If it is set, any row for that checker older than that epoch will be purged. I personally have my purger
set up to draw some random numbers and just occasionally delete every older than 5 days, but you can get
fancy however you'd like and customize each checker's retention policy maybe.
If you don't have a timestamp corresponding to record creation in your database, you can assume one yourself. For example, you can use the current epoch time, or a minute or two before your query is run:
__QUERY__
SELECT
application_id AS dwmon_unique_key,
extract(epoch from CURRENT_TIMESTAMP) AS dwmon_timestamp
FROM applications
ORDER BY dwmon_timestamp DESC
LIMIT 10000
You can perhaps make one:
__QUERY__
SELECT
customer_id || call_time AS dwmon_unique_key,
call_time AS dwmon_timestamp
FROM customer_phone_calls
ORDER BY dwmon_timestamp DESC
LIMIT 10000
You probably have to do something like the following. It's not the most beautiful but it keeps the implementation simple.
__REQUIREMENTS__
CHECKHOURS9-9 CHECKMINUTES0-0 WEEKENDS WEEKDAYS MINNUM5 MAXNUM20 LOOKBACKSECONDS180
CHECKHOURS13-13 CHECKMINUTES0-0 WEEKENDS WEEKDAYS MINNUM5 MAXNUM20 LOOKBACKSECONDS180
Maybe you can take an md5 hash or something like that.

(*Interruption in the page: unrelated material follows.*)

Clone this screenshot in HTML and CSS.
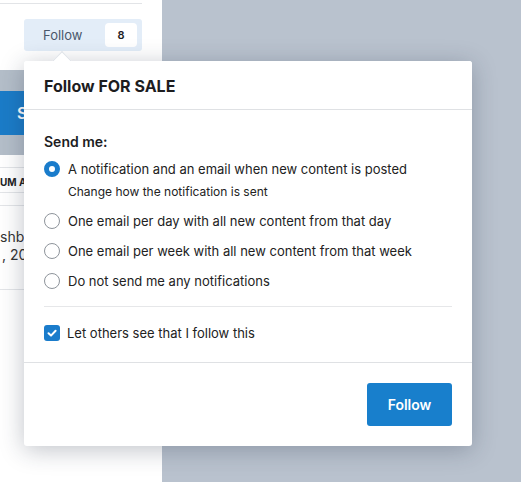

You can use the .dwmonsample files and rename them to .dwmon files to have them picked up by the system. Those refer to tables that are created in fake_records.py. Those tables will be added to the sqlite database.
run the create_tables function in dwmon.py
Slow queries are a concern if they hold up everyone's checkers. For that reason, some simple execution times are logged to help you track down the person who is causing trouble. I haven't thought about how to scale this up much from what I need it for.